Italy's stockmarket regulator had already ordered Unipol to raise its bid after discovering that the insurer had increased its holding in BNL through an undisclosed agreement with Germany's Deutsche Bank. BNL has complained about the structure of Unipol's offer, both to the courts and to regulators. Small wonder that the bid is still awaiting formal approval six months later--a potential early headache for Mr Fazio's successor, Mario Draghi (see box). Small wonder, too, that some on the left are so dismayed by protests from the DS leadership that nothing is amiss.

"I talk to a lot of people from the grassroots of the DS," commented the Nobel laureate, Dario Fo. "They are furious about Unipol. They feel betrayed and above all indignant over the shadow that has been cast over the history of the co-operative movement." A veteran DS leader and former minister, Giorgio Napolitano, has said that Mr Fassino should at least admit that he has misjudged both Mr Consorte and the implications of Unipol's strategy. Peppino Caldarola, a former editor of the party daily, L'Unita, says he is "embittered, bewildered and disappointed".

Foreign investors could be forgiven for sharing at least some of these sentiments. Quite apart from the potential damage it may do to the centre-left's election hopes, Mr Fassino's involvement with Unipol threatens further to dent Italy's reputation in the international business world, already battered by the Parmalat and Fazio affairs. It reinforces a view of Italy as a country in which entrepreneurs need political patronage to succeed. Just as important, it suggests that political leaders, of left and right alike, remain incorrigibly protectionist at heart.

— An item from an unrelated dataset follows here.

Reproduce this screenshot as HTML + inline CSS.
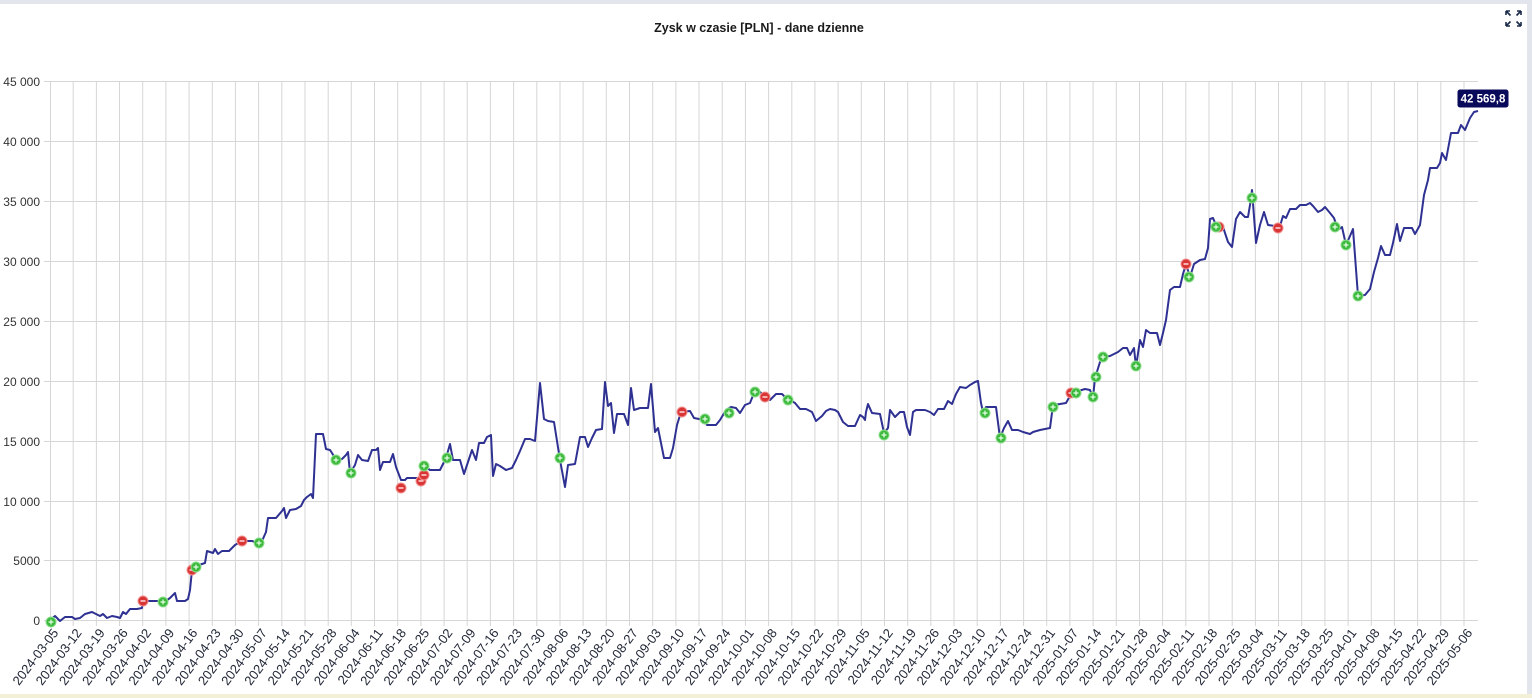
<!DOCTYPE html>
<html><head><meta charset="utf-8"><style>
html,body{margin:0;padding:0;background:#fff;width:1532px;height:698px;overflow:hidden;font-family:"Liberation Sans",sans-serif}
</style></head><body>
<svg width="1532" height="698" xmlns="http://www.w3.org/2000/svg" style="position:absolute;left:0;top:0">
<rect x="0" y="0" width="1532" height="698" fill="#fff"/>
<rect x="0" y="0" width="1532" height="4" fill="#e3e5ec"/>
<rect x="1527" y="0" width="5" height="698" fill="#e3e5ec"/>
<rect x="0" y="694" width="1532" height="4" fill="#f3f0d8"/>
<text x="759" y="32" text-anchor="middle" font-size="12.5" font-weight="bold" fill="#1a1a1a">Zysk w czasie [PLN] - dane dzienne</text>
<g stroke="#1a2a4a" stroke-width="1.6" fill="none">
<path d="M1506 11 L1510.5 15.5 M1506 11 V15 M1506 11 H1510"/>
<path d="M1521 11 L1516.5 15.5 M1521 11 V15 M1521 11 H1517"/>
<path d="M1506 26 L1510.5 21.5 M1506 26 V22 M1506 26 H1510"/>
<path d="M1521 26 L1516.5 21.5 M1521 26 V22 M1521 26 H1517"/>
</g>
<g stroke="#d6d6d6" stroke-width="1">
<path d="M44 81.5H1478M44 141.5H1478M44 201.5H1478M44 261.5H1478M44 321.5H1478M44 381.5H1478M44 441.5H1478M44 501.5H1478M44 560.5H1478M44 620.5H1478"/>
<path d="M50.5 81V626M73.2 81V626M96.4 81V626M119.5 81V626M142.7 81V626M165.9 81V626M189.1 81V626M212.3 81V626M235.4 81V626M258.6 81V626M281.8 81V626M305 81V626M328.2 81V626M351.3 81V626M374.5 81V626M397.7 81V626M420.9 81V626M444.1 81V626M467.2 81V626M490.4 81V626M513.6 81V626M536.8 81V626M560 81V626M583.1 81V626M606.3 81V626M629.5 81V626M652.7 81V626M675.9 81V626M699 81V626M722.2 81V626M745.4 81V626M768.6 81V626M791.8 81V626M814.9 81V626M838.1 81V626M861.3 81V626M884.5 81V626M907.7 81V626M930.8 81V626M954 81V626M977.2 81V626M1000.4 81V626M1023.6 81V626M1046.7 81V626M1069.9 81V626M1093.1 81V626M1116.3 81V626M1139.5 81V626M1162.6 81V626M1185.8 81V626M1209 81V626M1232.2 81V626M1255.4 81V626M1278.5 81V626M1301.7 81V626M1324.9 81V626M1348.1 81V626M1371.3 81V626M1394.4 81V626M1417.6 81V626M1440.8 81V626M1464 81V626"/>
</g>
<g font-size="12" fill="#333" text-anchor="end">
<text x="40" y="86">45 000</text><text x="40" y="146">40 000</text><text x="40" y="206">35 000</text><text x="40" y="266">30 000</text><text x="40" y="326">25 000</text><text x="40" y="386">20 000</text><text x="40" y="446">15 000</text><text x="40" y="506">10 000</text><text x="40" y="565">5000</text><text x="40" y="625">0</text>
</g>
<g font-size="13" fill="#222838" text-anchor="end">
<text transform="translate(59,633) rotate(-53)">2024-03-05</text>
<text transform="translate(82.2,633) rotate(-53)">2024-03-12</text>
<text transform="translate(105.4,633) rotate(-53)">2024-03-19</text>
<text transform="translate(128.5,633) rotate(-53)">2024-03-26</text>
<text transform="translate(151.7,633) rotate(-53)">2024-04-02</text>
<text transform="translate(174.9,633) rotate(-53)">2024-04-09</text>
<text transform="translate(198.1,633) rotate(-53)">2024-04-16</text>
<text transform="translate(221.3,633) rotate(-53)">2024-04-23</text>
<text transform="translate(244.4,633) rotate(-53)">2024-04-30</text>
<text transform="translate(267.6,633) rotate(-53)">2024-05-07</text>
<text transform="translate(290.8,633) rotate(-53)">2024-05-14</text>
<text transform="translate(314,633) rotate(-53)">2024-05-21</text>
<text transform="translate(337.2,633) rotate(-53)">2024-05-28</text>
<text transform="translate(360.3,633) rotate(-53)">2024-06-04</text>
<text transform="translate(383.5,633) rotate(-53)">2024-06-11</text>
<text transform="translate(406.7,633) rotate(-53)">2024-06-18</text>
<text transform="translate(429.9,633) rotate(-53)">2024-06-25</text>
<text transform="translate(453.1,633) rotate(-53)">2024-07-02</text>
<text transform="translate(476.2,633) rotate(-53)">2024-07-09</text>
<text transform="translate(499.4,633) rotate(-53)">2024-07-16</text>
<text transform="translate(522.6,633) rotate(-53)">2024-07-23</text>
<text transform="translate(545.8,633) rotate(-53)">2024-07-30</text>
<text transform="translate(569,633) rotate(-53)">2024-08-06</text>
<text transform="translate(592.1,633) rotate(-53)">2024-08-13</text>
<text transform="translate(615.3,633) rotate(-53)">2024-08-20</text>
<text transform="translate(638.5,633) rotate(-53)">2024-08-27</text>
<text transform="translate(661.7,633) rotate(-53)">2024-09-03</text>
<text transform="translate(684.9,633) rotate(-53)">2024-09-10</text>
<text transform="translate(708,633) rotate(-53)">2024-09-17</text>
<text transform="translate(731.2,633) rotate(-53)">2024-09-24</text>
<text transform="translate(754.4,633) rotate(-53)">2024-10-01</text>
<text transform="translate(777.6,633) rotate(-53)">2024-10-08</text>
<text transform="translate(800.8,633) rotate(-53)">2024-10-15</text>
<text transform="translate(823.9,633) rotate(-53)">2024-10-22</text>
<text transform="translate(847.1,633) rotate(-53)">2024-10-29</text>
<text transform="translate(870.3,633) rotate(-53)">2024-11-05</text>
<text transform="translate(893.5,633) rotate(-53)">2024-11-12</text>
<text transform="translate(916.7,633) rotate(-53)">2024-11-19</text>
<text transform="translate(939.8,633) rotate(-53)">2024-11-26</text>
<text transform="translate(963,633) rotate(-53)">2024-12-03</text>
<text transform="translate(986.2,633) rotate(-53)">2024-12-10</text>
<text transform="translate(1009.4,633) rotate(-53)">2024-12-17</text>
<text transform="translate(1032.6,633) rotate(-53)">2024-12-24</text>
<text transform="translate(1055.7,633) rotate(-53)">2024-12-31</text>
<text transform="translate(1078.9,633) rotate(-53)">2025-01-07</text>
<text transform="translate(1102.1,633) rotate(-53)">2025-01-14</text>
<text transform="translate(1125.3,633) rotate(-53)">2025-01-21</text>
<text transform="translate(1148.5,633) rotate(-53)">2025-01-28</text>
<text transform="translate(1171.6,633) rotate(-53)">2025-02-04</text>
<text transform="translate(1194.8,633) rotate(-53)">2025-02-11</text>
<text transform="translate(1218,633) rotate(-53)">2025-02-18</text>
<text transform="translate(1241.2,633) rotate(-53)">2025-02-25</text>
<text transform="translate(1264.4,633) rotate(-53)">2025-03-04</text>
<text transform="translate(1287.5,633) rotate(-53)">2025-03-11</text>
<text transform="translate(1310.7,633) rotate(-53)">2025-03-18</text>
<text transform="translate(1333.9,633) rotate(-53)">2025-03-25</text>
<text transform="translate(1357.1,633) rotate(-53)">2025-04-01</text>
<text transform="translate(1380.3,633) rotate(-53)">2025-04-08</text>
<text transform="translate(1403.4,633) rotate(-53)">2025-04-15</text>
<text transform="translate(1426.6,633) rotate(-53)">2025-04-22</text>
<text transform="translate(1449.8,633) rotate(-53)">2025-04-29</text>
<text transform="translate(1473,633) rotate(-53)">2025-05-06</text>
</g>
<polyline fill="none" stroke="#2e3192" stroke-width="2" stroke-linejoin="round" points="50,620 55,616 60,621 65,617 72,617 75,619 80,618 85,614 92,612 96,614 100,616 103,614 107,618 112,616 117,617 120,618 123,612 126,614 130,609 137,609 142,608 143,601 160,601 163,603 170,598 175,593 177,601 185,601 188,599 190,590 192,570 196,566 205,563 207,551 213,553 215,549 218,554 222,551 229,551 235,545 242,541 252,541 258,543 262,541 266,532 268,518 276,518 282,511 284,508 286,518 290,510 296,509 301,506 304,500 307,497 311,494 313,498 316,434 323,434 326,449 330,450 332,453 336,460 342,459 346,455 348,452 350,473 355,465 358,455 362,460 368,461 372,450 376,450 378,448 380,470 383,462 390,462 393,454 396,467 401,480 405,480 407,478 421,478 423,470 427,468 430,470 440,470 446,458 450,444 453,460 460,460 464,474 468,462 472,450 476,460 479,443 484,443 487,437 491,435 493,476 496,464 500,466 506,470 512,468 516,460 520,451 525,439 530,439 535,441 540,383 544,419 548,421 554,422 560,460 565,487 568,465 575,464 580,437 585,437 588,447 592,438 596,430 602,429 605,382 608,406 611,403 614,433 617,414 624,414 628,425 631,388 634,410 640,408 648,408 651,384 655,432 658,428 662,448 664,458 670,458 673,448 677,425 681,412 690,411 694,418 699,419 704,420 707,425 716,425 720,420 726,410 731,407 736,408 740,413 745,405 750,403 754,393 760,392 766,397 770,400 776,394 782,394 786,398 790,400 795,403 800,409 806,409 812,412 816,421 822,416 826,411 830,409 835,410 838,412 843,422 848,426 855,426 860,415 863,417 865,420 866,412 868,404 872,413 880,414 884,433 888,428 890,410 895,417 900,412 904,412 907,427 910,435 913,412 916,410 925,410 930,412 934,415 938,409 944,409 948,401 952,404 956,394 960,387 966,388 970,385 975,382 978,381 981,403 983,412 986,407 996,407 1000,438 1004,428 1008,421 1012,430 1018,430 1023,432 1030,434 1033,432 1040,430 1050,428 1053,405 1060,404 1066,403 1070,396 1075,392 1085,389 1090,390 1093,398 1095,378 1100,362 1103,357 1110,356 1118,352 1123,348 1127,348 1130,355 1134,348 1136,367 1140,340 1143,347 1146,330 1150,333 1157,333 1160,345 1163,333 1166,320 1170,290 1174,287 1180,287 1183,274 1186,264 1190,277 1194,264 1200,260 1205,259 1208,248 1210,219 1213,218 1216,225 1220,228 1223,227 1228,242 1232,247 1236,219 1240,212 1245,217 1248,217 1250,205 1252,190 1256,243 1260,225 1264,212 1268,225 1275,226 1280,226 1283,216 1286,218 1290,209 1296,209 1300,205 1306,205 1310,203 1313,206 1318,212 1322,210 1325,207 1330,213 1334,218 1338,230 1342,227 1346,245 1350,236 1353,229 1358,296 1365,295 1370,289 1374,272 1378,258 1381,246 1385,255 1390,255 1393,243 1397,224 1400,241 1404,228 1412,228 1415,234 1420,225 1424,195 1428,180 1430,168 1437,168 1440,163 1442,153 1446,160 1451,133 1458,133 1461,125 1465,130 1470,118 1474,112 1478,111"/>
<defs>
<g id="gp"><circle r="5" fill="#3dba3d" stroke="#8ede8e" stroke-width="1"/><path d="M-2.5 0H2.5M0 -2.5V2.5" stroke="#e8ffe8" stroke-width="1.2"/></g>
<g id="rm"><circle r="5" fill="#d93535" stroke="#f29090" stroke-width="1"/><path d="M-2.5 0H2.5" stroke="#ffe8e8" stroke-width="1.4"/></g>
</defs>
<g>
<use href="#rm" x="143" y="601"/><use href="#rm" x="192" y="570"/><use href="#rm" x="242" y="541"/><use href="#rm" x="401" y="488"/><use href="#rm" x="421" y="481"/><use href="#rm" x="424" y="475"/><use href="#rm" x="682" y="412"/><use href="#rm" x="765" y="397"/><use href="#rm" x="1071" y="393"/><use href="#rm" x="1186" y="264"/><use href="#rm" x="1219" y="227"/><use href="#rm" x="1278" y="228"/>
<use href="#gp" x="51" y="622"/><use href="#gp" x="163" y="602"/><use href="#gp" x="196" y="567"/><use href="#gp" x="259" y="543"/><use href="#gp" x="336" y="460"/><use href="#gp" x="351" y="473"/><use href="#gp" x="424" y="466"/><use href="#gp" x="447" y="458"/><use href="#gp" x="560" y="458"/><use href="#gp" x="705" y="419"/><use href="#gp" x="729" y="413"/><use href="#gp" x="755" y="392"/><use href="#gp" x="788" y="400"/><use href="#gp" x="884" y="435"/><use href="#gp" x="985" y="413"/><use href="#gp" x="1001" y="438"/><use href="#gp" x="1053" y="407"/><use href="#gp" x="1076" y="393"/><use href="#gp" x="1093" y="397"/><use href="#gp" x="1096" y="377"/><use href="#gp" x="1103" y="357"/><use href="#gp" x="1136" y="366"/><use href="#gp" x="1189" y="277"/><use href="#gp" x="1216" y="227"/><use href="#gp" x="1252" y="198"/><use href="#gp" x="1335" y="227"/><use href="#gp" x="1346" y="245"/><use href="#gp" x="1358" y="296"/>
</g>
<rect x="1457" y="89" width="52" height="19" rx="3" fill="#0a0a5a" stroke="#fff" stroke-width="1"/>
<text x="1483" y="102.5" text-anchor="middle" font-size="11.5" font-weight="bold" fill="#fff">42 569,8</text>
</svg>
</body></html>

In this, of course, they are faithfully mirroring general social attitudes. Among the myriad words penned and broadcast on the Unipol affair barely any have condemned a venture that was so manifestly at odds with Italy's commitment to liberalise and to opening its markets to EU and other foreign investors. Italy's atavistic protectionism and disdain for freer markets both play a large part in holding back its economy--and will not necessarily change even if its government does.

A new scandal threatens to dent the centre-left's election chances in Italy in 2006.